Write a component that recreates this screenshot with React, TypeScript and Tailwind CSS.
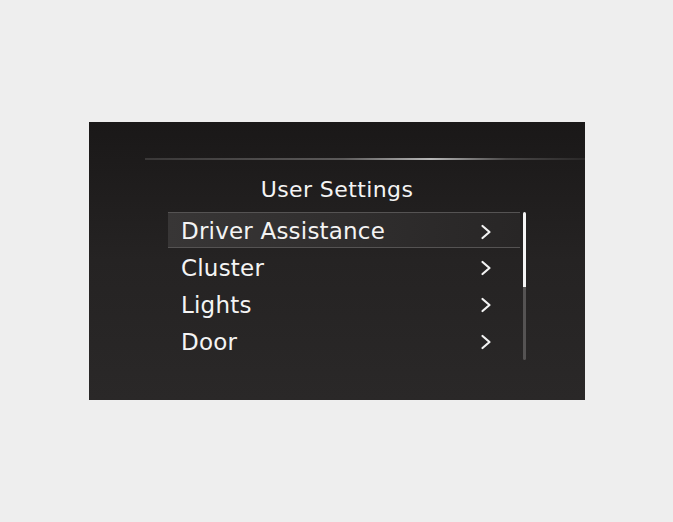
import React from 'react';

const items = ['Driver Assistance', 'Cluster', 'Lights', 'Door'];

const Chevron: React.FC = () => (
  <svg width="12" height="16" viewBox="0 0 12 16" fill="none">
    <path d="M2.5 2 L9.5 8 L2.5 14" stroke="#f2f2f2" strokeWidth="2.2" strokeLinecap="round" strokeLinejoin="round" />
  </svg>
);

const App: React.FC = () => {
  return (
    <div className="w-[673px] h-[522px] bg-[#eeeeee] pt-[122px] pl-[89px]" style={{ fontFamily: '"DejaVu Sans", "Liberation Sans", sans-serif' }}>
      <div className="w-[496px] h-[278px] bg-gradient-to-b from-[#1a1818] via-[#252323] to-[#2a2828] flex flex-col">
        <div className="mt-[36px] ml-[56px] h-[2px] bg-[linear-gradient(to_right,#3a3838,#5c5a5a_45%,#b8b8b8_65%,#4a4848_82%,#2a2828)]" />
        <div className="mt-[16px] text-center text-[22px] leading-[28px] text-[#f4f4f4] tracking-[0.4px]">User Settings</div>
        <div className="mt-[8px] ml-[79px] flex">
          <div className="w-[352px] flex flex-col">
            {items.map((label, i) => (
              <div
                key={label}
                className={
                  i === 0
                    ? 'h-[36px] pt-[3px] flex items-center justify-between pl-[13px] pr-[28px] bg-gradient-to-r from-[#383636] via-[#302e2e] to-[#282626] border-y border-[#555353]'
                    : 'h-[37px] pt-[3px] flex items-center justify-between pl-[13px] pr-[28px]'
                }
              >
                <span className="text-[23px] text-[#f4f4f4] tracking-[0.2px]">{label}</span>
                <Chevron />
              </div>
            ))}
          </div>
          <div className="ml-[3px] w-[3px] h-[148px] flex flex-col rounded-full overflow-hidden">
            <div className="h-[75px] bg-[#f4f4f4]" />
            <div className="flex-1 bg-[#555353]" />
          </div>
        </div>
      </div>
    </div>
  );
};

export default App;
+--
Directive. Every line of text is to be repeated exactly; pictures are left out.

Output.
Write a component that recreates this screenshot with React, TypeScript and Tailwind CSS.
import React from 'react';

const items = ['Driver Assistance', 'Cluster', 'Lights', 'Door'];

const Chevron: React.FC = () => (
  <svg width="12" height="16" viewBox="0 0 12 16" fill="none">
    <path d="M2.5 2 L9.5 8 L2.5 14" stroke="#f2f2f2" strokeWidth="2.2" strokeLinecap="round" strokeLinejoin="round" />
  </svg>
);

const App: React.FC = () => {
  return (
    <div className="w-[673px] h-[522px] bg-[#eeeeee] pt-[122px] pl-[89px]" style={{ fontFamily: '"DejaVu Sans", "Liberation Sans", sans-serif' }}>
      <div className="w-[496px] h-[278px] bg-gradient-to-b from-[#1a1818] via-[#252323] to-[#2a2828] flex flex-col">
        <div className="mt-[36px] ml-[56px] h-[2px] bg-[linear-gradient(to_right,#3a3838,#5c5a5a_45%,#b8b8b8_65%,#4a4848_82%,#2a2828)]" />
        <div className="mt-[16px] text-center text-[22px] leading-[28px] text-[#f4f4f4] tracking-[0.4px]">User Settings</div>
        <div className="mt-[8px] ml-[79px] flex">
          <div className="w-[352px] flex flex-col">
            {items.map((label, i) => (
              <div
                key={label}
                className={
                  i === 0
                    ? 'h-[36px] pt-[3px] flex items-center justify-between pl-[13px] pr-[28px] bg-gradient-to-r from-[#383636] via-[#302e2e] to-[#282626] border-y border-[#555353]'
                    : 'h-[37px] pt-[3px] flex items-center justify-between pl-[13px] pr-[28px]'
                }
              >
                <span className="text-[23px] text-[#f4f4f4] tracking-[0.2px]">{label}</span>
                <Chevron />
              </div>
            ))}
          </div>
          <div className="ml-[3px] w-[3px] h-[148px] flex flex-col rounded-full overflow-hidden">
            <div className="h-[75px] bg-[#f4f4f4]" />
            <div className="flex-1 bg-[#555353]" />
          </div>
        </div>
      </div>
    </div>
  );
};

export default App;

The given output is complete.